Cephalopods, like the octopus and cuttlefish, might not have the mass appeal of sharks or baby penguins, but they’re not any less amazing. When threatened (or hunting) these sea creatures are able to summon up instant camouflage, bathing their exterior in patterns and colors that allow them to blend in perfectly with their surroundings.

For centuries, this instinctive cloaking ability has existed only in nature, but now Harvard robotics experts are close to recreating this type of camouflage in a lab. This latest bit of bio-mimicry involves soft, silicone-based robots with a web of tiny channels flowing through their silicone skin. When triggered, these channels fill with dyes that allow the bots to blend in to their surroundings, or stand out in stark contrast.

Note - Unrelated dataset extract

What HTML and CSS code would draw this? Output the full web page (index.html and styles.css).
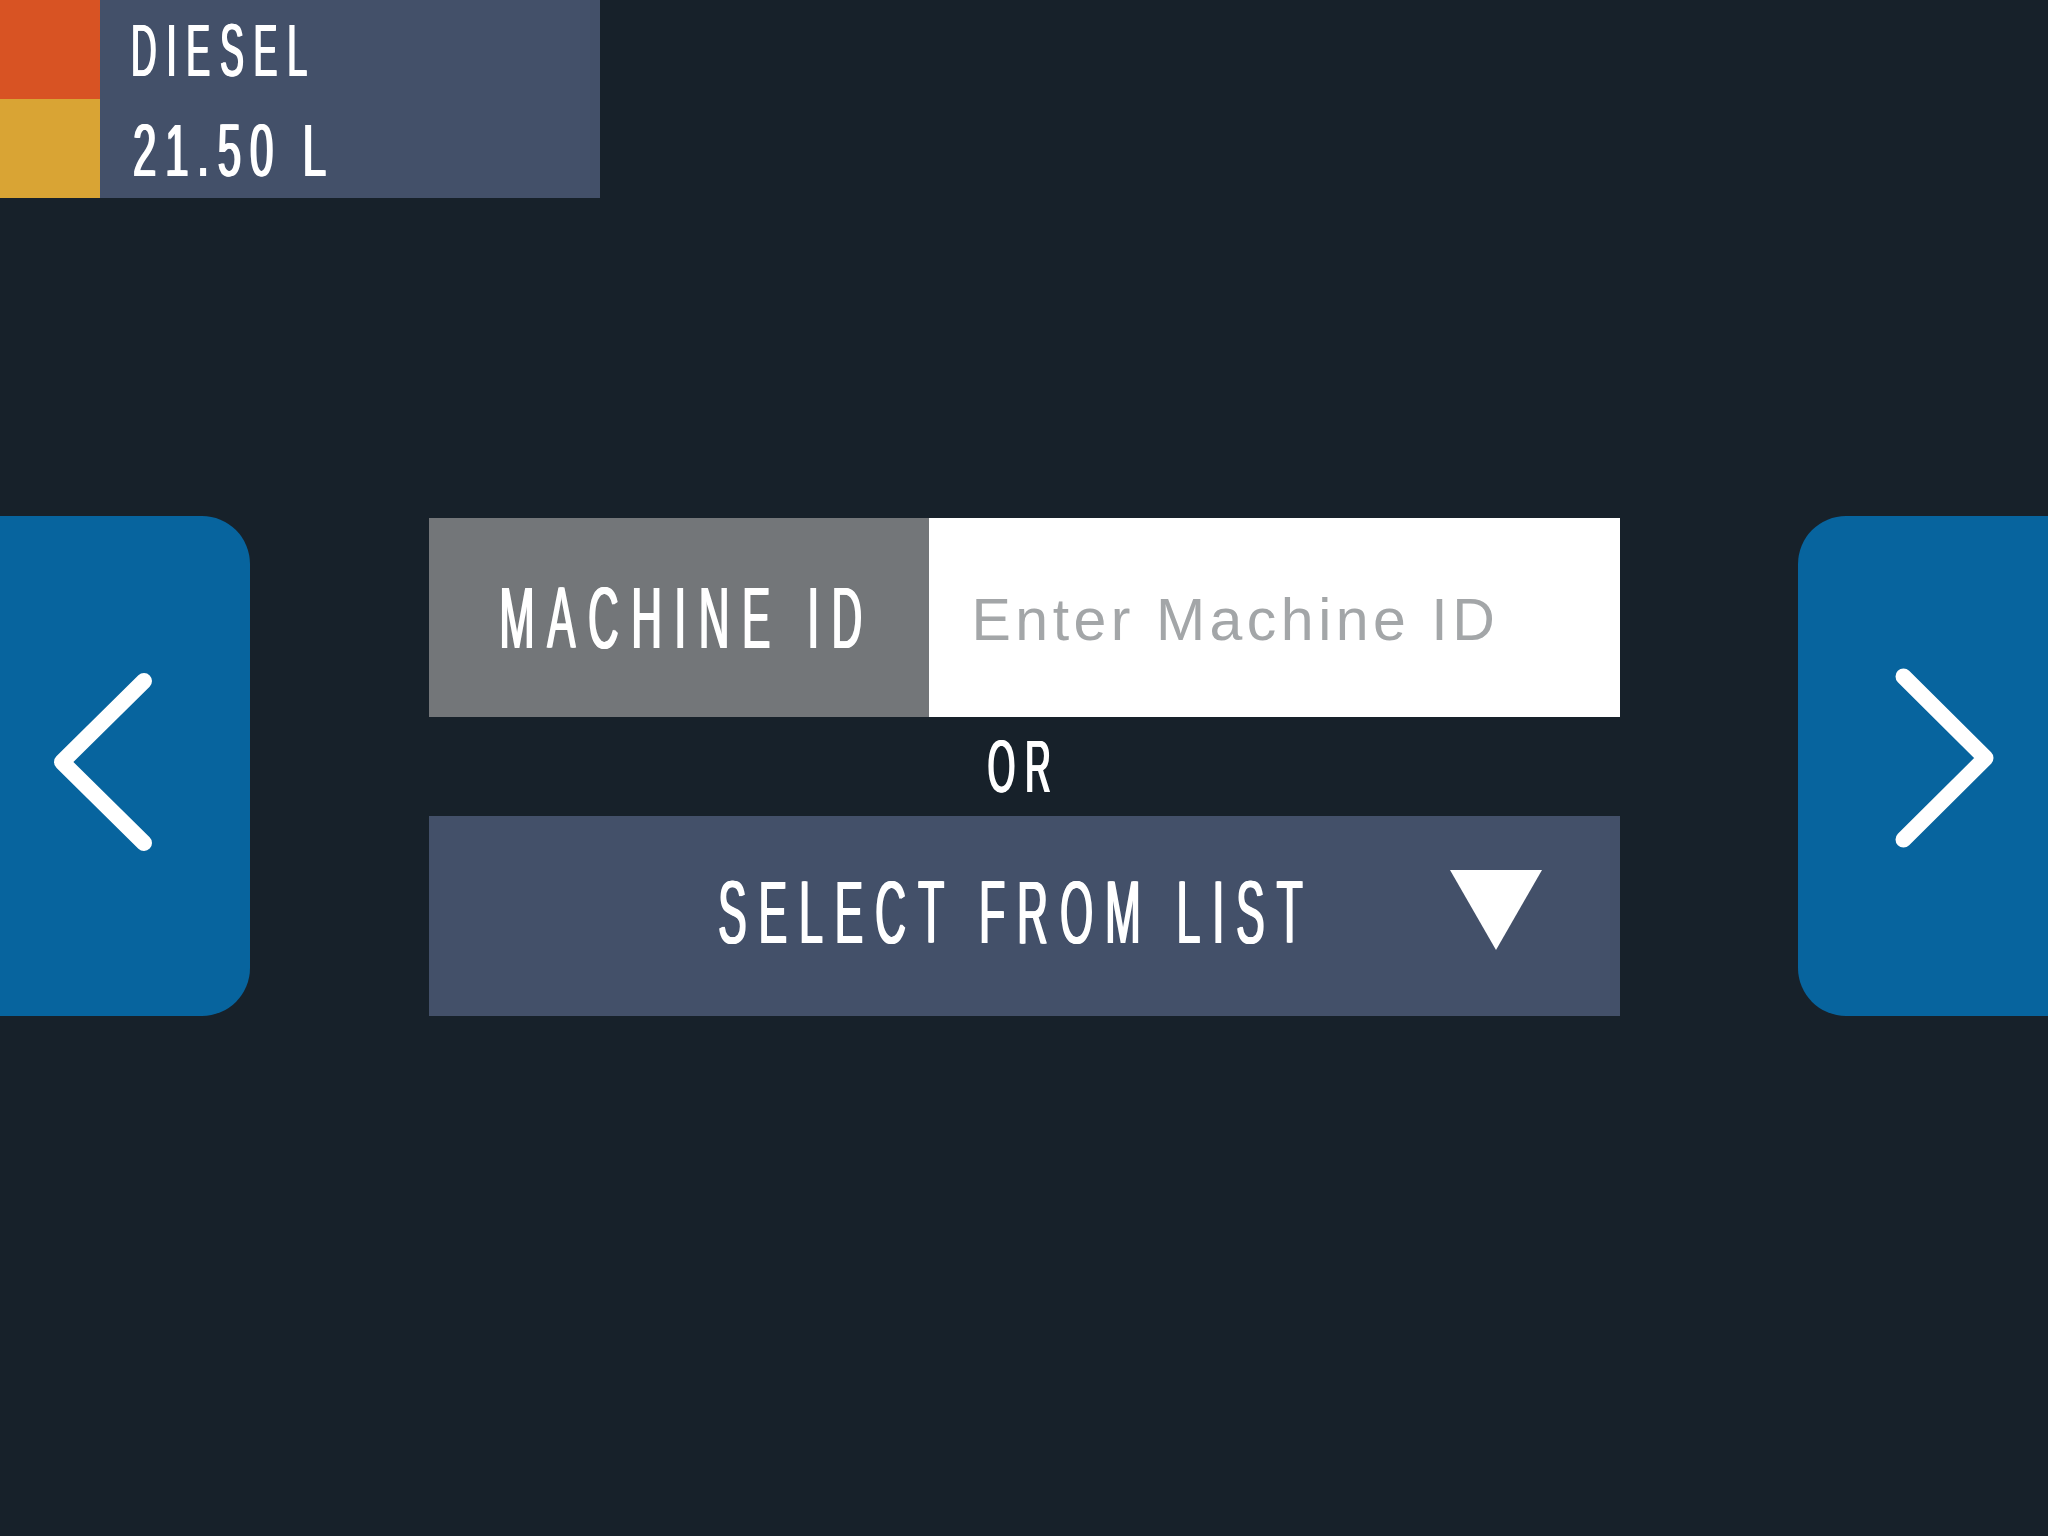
FILE: index.html
```html
<!DOCTYPE html>
<html lang="en">
<head>
<meta charset="utf-8">
<title>Machine selection</title>
<link rel="stylesheet" href="styles.css">
</head>
<body>
<div class="screen">
  <header class="fuel">
    <div class="fuel-swatches">
      <div class="swatch swatch-orange"></div>
      <div class="swatch swatch-yellow"></div>
    </div>
    <div class="fuel-info">
      <div class="fuel-row fuel-row-name"><span class="cond fuel-name">DIESEL</span></div>
      <div class="fuel-row fuel-row-qty"><span class="cond fuel-qty">21.50 L</span></div>
    </div>
  </header>

  <main class="main">
    <button class="nav nav-prev" type="button" aria-label="Previous">
      <svg class="chevron" viewBox="0 0 250 500" width="250" height="500">
        <polyline points="144,165 62,246 144,327" />
      </svg>
    </button>

    <section class="center">
      <div class="id-row">
        <div class="id-label"><span class="cond id-label-text">MACHINE ID</span></div>
        <input class="id-input" type="text" placeholder="Enter Machine ID">
      </div>
      <div class="or"><span class="cond">OR</span></div>
      <button class="select" type="button">
        <span class="cond select-text">SELECT FROM LIST</span>
        <svg class="caret" viewBox="0 0 92 80" width="92" height="80">
          <polygon points="0,0 92,0 46,80" />
        </svg>
      </button>
    </section>

    <button class="nav nav-next" type="button" aria-label="Next">
      <svg class="chevron" viewBox="0 0 250 500" width="250" height="500">
        <polyline points="105.5,160.5 187.5,242 105.5,323.5" />
      </svg>
    </button>
  </main>
</div>
</body>
</html>
```

FILE: styles.css
```css
html, body {
  margin: 0;
  padding: 0;
}

body {
  width: 2048px;
  height: 1536px;
  overflow: hidden;
  background: #17212a;
  color: #ffffff;
  font-family: "Liberation Sans", Arial, sans-serif;
}

.screen {
  display: flex;
  flex-direction: column;
  height: 1536px;
}

/* condensed display text: narrowed glyphs, slightly thickened vertical strokes */
.cond {
  display: inline-block;
  white-space: nowrap;
  line-height: 1;
  letter-spacing: 0.28em;
  transform: scaleX(0.48);
  text-shadow: 1.8px 0 0 #ffffff, -1.8px 0 0 #ffffff;
  flex-shrink: 0;
}

/* fuel header */
.fuel {
  display: flex;
  width: 600px;
  height: 198px;
  background: #435069;
  flex-shrink: 0;
}

.fuel-swatches {
  width: 100px;
  display: flex;
  flex-direction: column;
}

.swatch {
  flex: 1;
}

.swatch-orange {
  background: #d85323;
}

.swatch-yellow {
  background: #d9a434;
}

.fuel-info {
  padding-left: 31px;
}

.fuel-row {
  height: 98px;
  box-sizing: border-box;
  padding-top: 14px;
  line-height: 1;
}

.fuel-row-name {
  font-size: 74px;
}

.fuel-row-qty {
  font-size: 75px;
  padding-top: 15px;
}

.fuel-name {
  transform-origin: left center;
}

.fuel-qty {
  letter-spacing: 0.21em;
  transform: scaleX(0.56);
  transform-origin: left center;
  margin-left: 2px;
}

/* main area */
.main {
  display: flex;
  justify-content: space-between;
  margin-top: 318px;
  height: 500px;
}

.nav {
  width: 250px;
  height: 500px;
  padding: 0;
  border: none;
  background: #07649e;
  flex-shrink: 0;
}

.nav-prev {
  border-radius: 0 48px 48px 0;
}

.nav-next {
  border-radius: 48px 0 0 48px;
}

.chevron {
  display: block;
}

.chevron polyline {
  fill: none;
  stroke: #ffffff;
  stroke-width: 16;
  stroke-linecap: round;
  stroke-linejoin: round;
}

.center {
  width: 1191px;
  padding-top: 2px;
  display: flex;
  flex-direction: column;
}

.id-row {
  display: flex;
  height: 199px;
}

.id-label {
  width: 500px;
  flex-shrink: 0;
  background: #737679;
  display: flex;
  align-items: center;
  justify-content: center;
  font-size: 88px;
  overflow: hidden;
}

.id-label-text {
  letter-spacing: 0.3em;
  margin-left: 18px;
}

.id-input {
  flex: 1;
  min-width: 0;
  height: 199px;
  box-sizing: border-box;
  margin: 0;
  border: none;
  outline: none;
  border-radius: 0;
  background: #ffffff;
  padding: 4px 0 0 43px;
  font-family: "Liberation Sans", Arial, sans-serif;
  font-size: 59px;
  letter-spacing: 4.5px;
  color: #333333;
}

.id-input::placeholder {
  color: #a3a6a8;
  opacity: 1;
}

.or {
  height: 99px;
  display: flex;
  align-items: center;
  justify-content: center;
  font-size: 74px;
}

.select {
  position: relative;
  height: 200px;
  width: 100%;
  margin: 0;
  padding: 0;
  border: none;
  border-radius: 0;
  background: #435069;
  color: #ffffff;
  font-family: "Liberation Sans", Arial, sans-serif;
  font-size: 89px;
  display: flex;
  align-items: center;
  justify-content: center;
  overflow: hidden;
}

.select-text {
  margin-right: 16px;
  margin-bottom: 8px;
}

.caret {
  position: absolute;
  right: 78px;
  top: 54px;
  display: block;
}

.caret polygon {
  fill: #ffffff;
}
```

The study, published in the latest edition of Science, proves that building robots to operate only like mammals might be a mistake. By incorporating the muscle structure of cephalopods, it could open up an entirely new world of flexible, self-camouflaging robotics.

“Such a ‘dynamic coloration’ system could one day have a host of uses, ranging from helping doctors plan complex surgeries to acting as a visual marker to help search crews following a disaster,” said Stephen Morin, a postdoctoral fellow in the Harvard Department of Chemistry and Chemical Biology and lead author of the paper.

Creating robots that could mimic the movements of an octopus was no easy feat. In 2011, the research team published a paper in the Proceedings of the National Academy of Sciences (PNAS) that outlined details of a “soft robot” that could crawl and bend under obstacles. The machine was made from silicon-based polymers, and its movement was driven by air pumping through tiny cylinders in its four “legs.”

Adding the channel system throughout the faux epidermis adds another layer of complexity to these squishy robots. In addition to changing color, hot or cold fluids can be pumped into the channels, enabling the robots to be thermally camouflaged, while fluorescent liquids allow them to glow in the dark.